We got caught in traffic. There was no nearby gas station.

“No problem Jan, I will pull into this plaza and very discreetly change into my pants right here in the car; and ‘Bob’s your uncle.’”

Do you know how much space you need to change your pants while you are slung back laying horizontal in the drivers seat? Yanking off my shoes and pulling down my shorts turned out to be the work of a double-jointed circus contortionist! Pulling on the long pants was, well, a chore.

“Gary, you better hurray a woman pushing a baby stroller is getting close.”

I was writhing and grunting.

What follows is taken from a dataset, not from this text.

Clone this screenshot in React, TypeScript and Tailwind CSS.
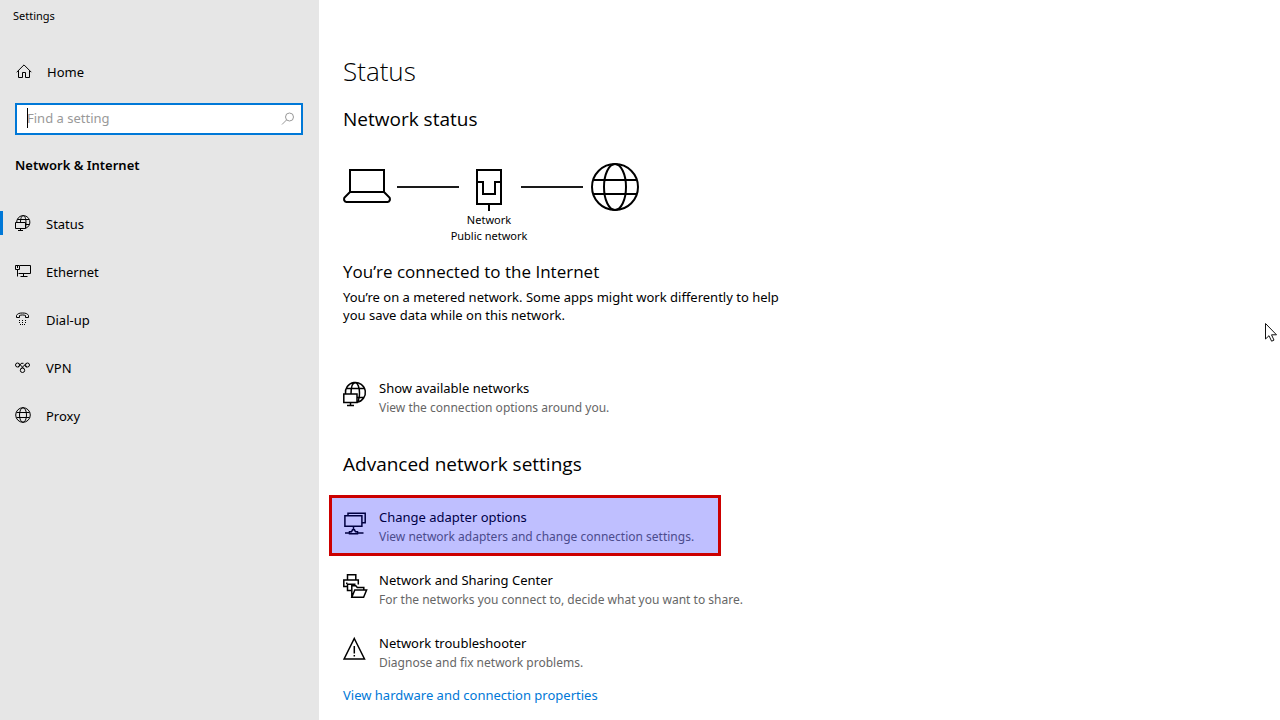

I did not need more pressure. That is when it happened. “*#@%^*!!!” I whacked my knee on the steering wheel!

“Jan, I need a bandage!”

“Gary, this is bizarre! How did I let you talk me into this hairbrained cockamamie of yours in the first place?”

It was not a pretty picture: we are in our car, my pants are down at my ankles, my knee is bleeding; and Jan’s got her knickers in a knot.

Now you know why Jan wears the pants in our family. Just saying.